What is Bi-Polar Depression?
A lot of people search for information on bi-polar depression but they are often looking for information on bi-polar disorder, which depression is a symptom of.
Confused? Let's break it down.
What is depression?
Depression is a broad term and a complex condition to diagnose and treat.
You will hear a lot of people refer to depression more specifically as "Clinical Depression" which means the condition has been diagnosed by a healthcare practitioner.
If you've experienced depression you may have suffered from some of the following symptoms:
- A persistent low mood
- Mood swings
- Lack of appetite
Sound familiar? You're not alone. The National Institute of Mental Health estimates that around 7% of the entire US population suffer from at least one depressive episode a year.
Depression by itself can be debilitating, but it also can be a symptom of bi-polar disorder.
Understanding bi-polar disorder
Bi-polar disorder (often mistakenly called bi-polar depression) is a debilitating condition that around 1% of the US population suffers from.
If you have bi-polar disorder you will most likely find yourself moving between different "episodes" which are categorized like this:
- Depressive episodes
- Manic episodes
- Hypomanic episodes
You may also experience symptom free/normal episodes (this is also known as euthymia)

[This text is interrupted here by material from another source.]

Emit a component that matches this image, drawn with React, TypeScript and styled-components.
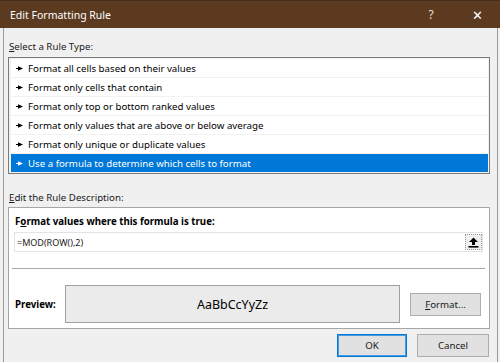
import { createGlobalStyle, styled } from 'styled-components';

const GlobalStyle = createGlobalStyle`
  html, body {
    margin: 0;
    padding: 0;
    background: #f0f0f0;
  }
  body {
    font-family: 'Noto Sans', 'Liberation Sans', sans-serif;
    font-size: 9.7px;
    color: #000;
  }
`;

const RULES = [
  'Format all cells based on their values',
  'Format only cells that contain',
  'Format only top or bottom ranked values',
  'Format only values that are above or below average',
  'Format only unique or duplicate values',
  'Use a formula to determine which cells to format',
];

const Pointer = () => (
  <svg width="7" height="5" viewBox="0 0 7 5">
    <path d="M0 2.5h3" stroke="currentColor" strokeWidth="1" />
    <path d="M2 0.3L7 2.5L2 4.7Z" fill="currentColor" />
  </svg>
);

const UploadIcon = () => (
  <svg width="11" height="11" viewBox="0 0 11 11">
    <path d="M5.5 0.5L10 5H7V8H4V5H1Z" fill="#000" />
    <rect x="0.5" y="9" width="10" height="1.6" fill="#000" />
  </svg>
);

export default function App() {
  const selected = RULES.length - 1;

  return (
    <>
      <GlobalStyle />
      <Window>
        <TitleBar>
          <Title>Edit Formatting Rule</Title>
          <TitleButtons>
            <HelpMark>?</HelpMark>
            <CloseMark>✕</CloseMark>
          </TitleButtons>
        </TitleBar>
        <Body>
          <Label>
            <u>S</u>elect a Rule Type:
          </Label>
          <RuleList>
            {RULES.map((rule, i) => (
              <RuleRow key={rule} $active={i === selected}>
                <Pointer />
                <span>{rule}</span>
              </RuleRow>
            ))}
          </RuleList>
          <Label $top={15}>
            <u>E</u>dit the Rule Description:
          </Label>
          <DescBox>
            <BoldLabel>
              F<u>o</u>rmat values where this formula is true:
            </BoldLabel>
            <FormulaField>
              <FormulaText>=MOD(ROW(),2)</FormulaText>
              <CollapseButton>
                <UploadIcon />
              </CollapseButton>
            </FormulaField>
            <Divider />
            <PreviewRow>
              <PreviewLabel>Preview:</PreviewLabel>
              <PreviewBox>AaBbCcYyZz</PreviewBox>
              <DialogButton $width={71}>
                <u>F</u>ormat...
              </DialogButton>
            </PreviewRow>
          </DescBox>
          <Footer>
            <DialogButton $width={70} $default>
              OK
            </DialogButton>
            <DialogButton $width={72}>Cancel</DialogButton>
          </Footer>
        </Body>
      </Window>
    </>
  );
}

const Window = styled.div`
  width: 500px;
  height: 362px;
  display: flex;
  flex-direction: column;
  overflow: hidden;
  background: #f0f0f0;
`;

const TitleBar = styled.div`
  height: 28px;
  flex-shrink: 0;
  display: flex;
  align-items: center;
  justify-content: space-between;
  background: #5b3a1f;
  border-top: 1px solid #47301b;
  box-sizing: border-box;
  color: #fff;
  padding: 0 0 0 10px;
`;

const Title = styled.div`
  font-size: 10.5px;
`;

const TitleButtons = styled.div`
  display: flex;
  align-items: center;
  height: 100%;
`;

const HelpMark = styled.div`
  width: 46px;
  text-align: center;
  font-size: 12px;
  color: #e8ded4;
`;

const CloseMark = styled.div`
  width: 46px;
  text-align: center;
  font-size: 13px;
  color: #fff;
`;

const Body = styled.div`
  flex: 1;
  margin: 0 2px 0 3px;
  border-left: 1px solid #9a9a9a;
  border-right: 1px solid #9a9a9a;
  padding: 0 7px 0 4px;
  display: flex;
  flex-direction: column;
`;

const Label = styled.div<{ $top?: number }>`
  margin-top: ${({ $top }) => $top ?? 10}px;
  padding-left: 1px;
  height: 17px;
  line-height: 17px;
  color: #1a1a1a;
`;

const RuleList = styled.div`
  margin-top: 2px;
  border: 1px solid #7a7a7a;
  background: #f2f2f2;
  padding: 1px 1px 1px 2px;
  display: flex;
  flex-direction: column;
  gap: 1px;
`;

const RuleRow = styled.div<{ $active: boolean }>`
  height: 18px;
  display: flex;
  align-items: center;
  gap: 5px;
  padding-left: 5px;
  background: ${({ $active }) => ($active ? '#0078d7' : '#fff')};
  color: ${({ $active }) => ($active ? '#fff' : '#000')};
  white-space: nowrap;
`;

const DescBox = styled.div`
  margin-top: 1px;
  height: 122px;
  box-sizing: border-box;
  border: 1px solid #a6a6a6;
  background: #fff;
  padding: 6px 6px 0 5px;
  display: flex;
  flex-direction: column;
`;

const BoldLabel = styled.div`
  font-weight: 700;
  height: 16px;
  line-height: 16px;
  padding-left: 1px;
`;

const FormulaField = styled.div`
  margin-top: 2px;
  height: 18px;
  display: flex;
  align-items: center;
  justify-content: space-between;
  border: 1px solid #e3e3e3;
  padding-left: 2px;
`;

const FormulaText = styled.span`
  color: #1a1a1a;
  font-size: 9px;
`;

const CollapseButton = styled.div`
  width: 17px;
  height: 16px;
  display: flex;
  align-items: center;
  justify-content: center;
  background: #f0f0f0;
  border: 1px dotted #9a9a9a;
  box-sizing: border-box;
`;

const Divider = styled.div`
  margin: 16px -2px 0 -2px;
  border-top: 1px solid #a8a8a8;
`;

const PreviewRow = styled.div`
  margin-top: 16px;
  display: flex;
  align-items: center;
`;

const PreviewLabel = styled.div`
  width: 50px;
  padding-left: 1px;
  font-weight: 700;
`;

const PreviewBox = styled.div`
  width: 335px;
  height: 38px;
  box-sizing: border-box;
  border: 1px solid #a0a0a0;
  background: #ebebeb;
  display: flex;
  align-items: center;
  justify-content: center;
  font-size: 12.5px;
  margin-right: 10px;
`;

const DialogButton = styled.div<{ $width: number; $default?: boolean }>`
  width: ${({ $width }) => $width}px;
  height: 23px;
  box-sizing: border-box;
  display: flex;
  align-items: center;
  justify-content: center;
  background: #e1e1e1;
  border: 1px solid ${({ $default }) => ($default ? '#0078d7' : '#adadad')};
  box-shadow: ${({ $default }) => ($default ? 'inset 0 0 0 1px #4a9be0' : 'none')};
  color: #1a1a1a;
`;

const Footer = styled.div`
  margin-top: 5px;
  display: flex;
  justify-content: flex-end;
  gap: 10px;
  padding-right: 1px;
`;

The type and severity of your bi-polar disorder (there are two types - more on that later) will determine how long your depressive episodes and manic/hypomanic episodes last for. Let's look at both of these in turn.
In a depressive episode you are likely to experience the following symptoms:
- Insomnia (can't sleep) or hypersomnia (very sleepy during the day)
- Unexplained or uncontrollable crying
- Severe fatigue (tiredness)
- Loss of interest in things you usually enjoy
- Recurring thoughts of death or suicide
A manic episode will usually last for up to 7 days. During that time you might experience the following symptoms:
- Feelings of euphoria (intense happiness)
- Less need for sleep (feeling overly stimulated)
- Increased feelings of sexual desire
- Hallucinations (seeing things) or delusions (believing things not based in reality)
- Huge amounts of energy
People in a manic episode will engage in risky and/or outlandish behavior that puts them and other people at risk. Manic episodes are a feature of Type 1 bi-polar disorder.
A hypomanic episode is a state where you may experience the symptoms above but in a far milder way so that your state of mind is not necessarily hugely impaired. This is a feature of Type 2 bi-polar disorder.
Type 1 and type 2 bi-polar disorder
You can summarize Type 1 and Type 2 bi-polar disorder like this:
- Both types of BPD feature depressive episodes
- Type 1 BPD sufferers have more serious manic episodes
- Type 2 BPD sufferers tend to have less serious hypomanic episodes
Both types are treatable using medication and therapy. We know a lot about bi-polar disorder so don't be afraid of the condition. Many people lead normal lives by using available treatments.
Another development in helping people with bipolar depression is to use peer counseling. Peer counselors are people who have been diagnosed with BPD and are actively managing their condition. They are supported by licensed therapists on platforms such as Peer Collective.
If you are experiencing any of the symptoms we've talked about above please consult with your healthcare practitioner immediately and get support.